Of course, it’s true that the US frowns at the AfDB pouring money into Nigeria’s agricultural sector because Nigeria bans US agricultural imports. In 2018, when President Buhari went to the White House, President Trump told him point-blank: The US “gives Nigeria well over $1 billion in aid every year”, he said, adding that it’s very important that “we are able to sell our great agricultural products into Nigeria”. So, there is an element of President Trump’s transactional worldview in his attitude to the AfDB’s lending to Nigeria. But the general concern is that the AfDB is behaving like China, lending heavily to Africa without demanding reforms, and worsening the continent’s debt problems. I share that sentiment!

Unfortunately, the US’s concerns about AfDB’s governance fuelled its hawkish response to the whistle-blowers’ allegations. But Adesina should have handled the matter with tact. Instead, he wrapped himself in the Nigerian and African flags, turning the issue into a Nigerian/African-US face off, with former African leaders, such as President Olusegun Obasanjo, issuing grandstanding statements. President Buhari’s chief spokesman, Femi Adesina, wrote a piece referring to “an onslaught led by America” and bragging that the finance minister, Zainab Ahmed, wrote a “decisive letter”, rejecting America’s demand for an independent review.

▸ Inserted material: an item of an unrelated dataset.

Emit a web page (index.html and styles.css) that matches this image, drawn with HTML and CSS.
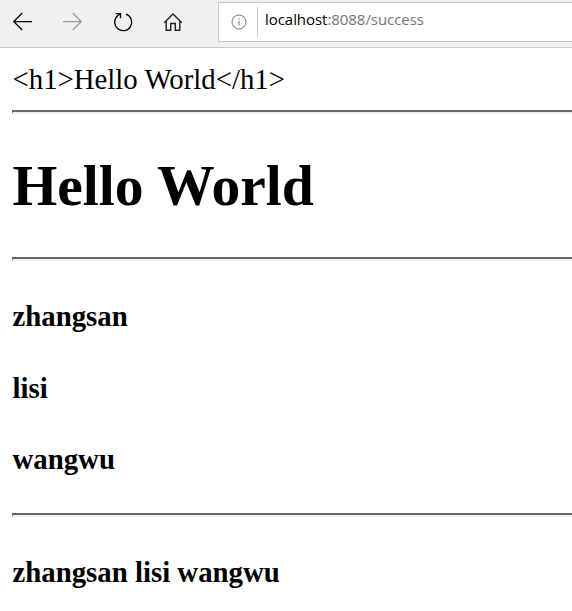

But how “decisive” was the letter? The bank’s board eventually bowed to US pressure and agreed to an independent probe. The truth is that it wasn’t only the US that called for an independent review, the UK as well as the eurozone and Nordic countries also called for an independent investigation, which made the opposition of African leaders to an external review seem like special pleading.

Surely, if, as I hope, the independent review exonerates Adesina, it would hugely boost his position and reputation. But he should learn the lessons of his travails. We live in the world of realpolitik, where technocratic ability or policy expertise is not enough. In running a multilateral organisation like AfDB, a leader also needs political skills to recognise and work with real sources of power. I wish him well!